Saturday, December 15, 2007

Netanel on The Sixteenth-Century Origins of the Jewish Law of Copyright

Neil W. Netanel, UCLA, has posted a new article, Maharam of Padua v. Giustiniani: The Sixteenth-Century Origins of the Jewish Law of Copyright. It is forthcoming in the Houston Law Review, and in FROM MAIMONIDES TO MICROSOFT: JEWISH COPYRIGHT LAW SINCE THE BIRTH OF PRINT, Neil W. Netanel and David Nimmer (Oxford Univ. Press, 2009). Here's the abstract:
Copyright scholars are almost universally unaware of Jewish copyright law, a rich body of copyright doctrine and jurisprudence that developed in parallel with Anglo-American and Continental European copyright laws and printers' privileges.

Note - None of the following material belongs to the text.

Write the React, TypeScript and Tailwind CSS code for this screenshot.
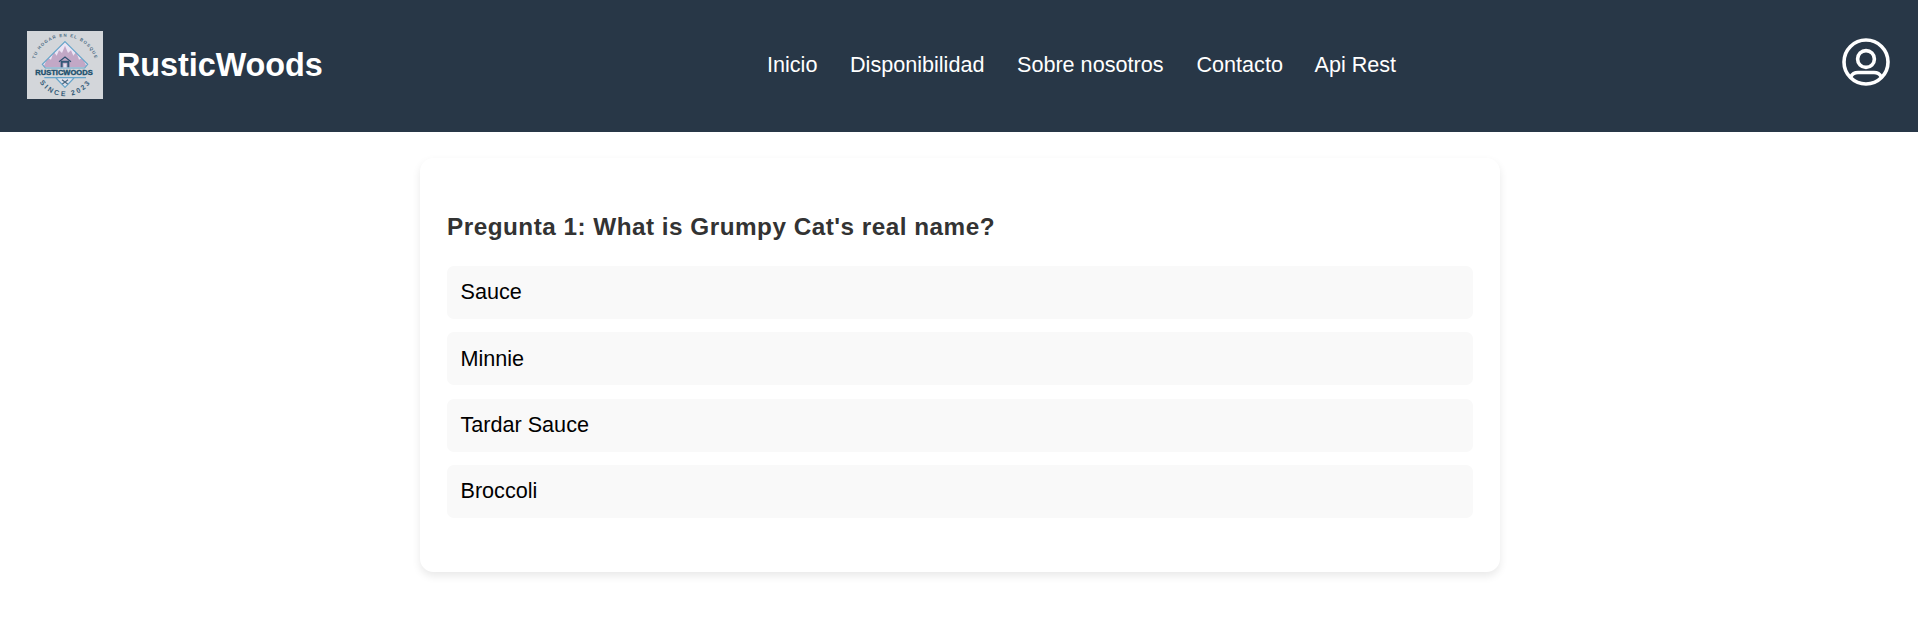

Jewish copyright law traces its origins to a dispute adjudicated some 150 years before modern copyright law is typically said to have emerged with the Statute of Anne of 1709. This Article examines that dispute, the case of Maharam of Padua v. Giustiniani. Remarkably, the ruling in that dispute reaches some of the same fundamental issues that animate copyright jurisprudence today: Is copyright a property right or a limited regulatory prerogative? What is copyright's rationale? What is its scope? Which law should be applied to a copyright dispute in which the litigants reside under different legal regimes? How can copyright be enforced against an infringer who is beyond the applicable legal authority's reach?
I begin with the factual and historical background to the dispute. I then analyze the rabbinic judge's reasoning and decision. I close with a brief description of the dispute's tragic postscript.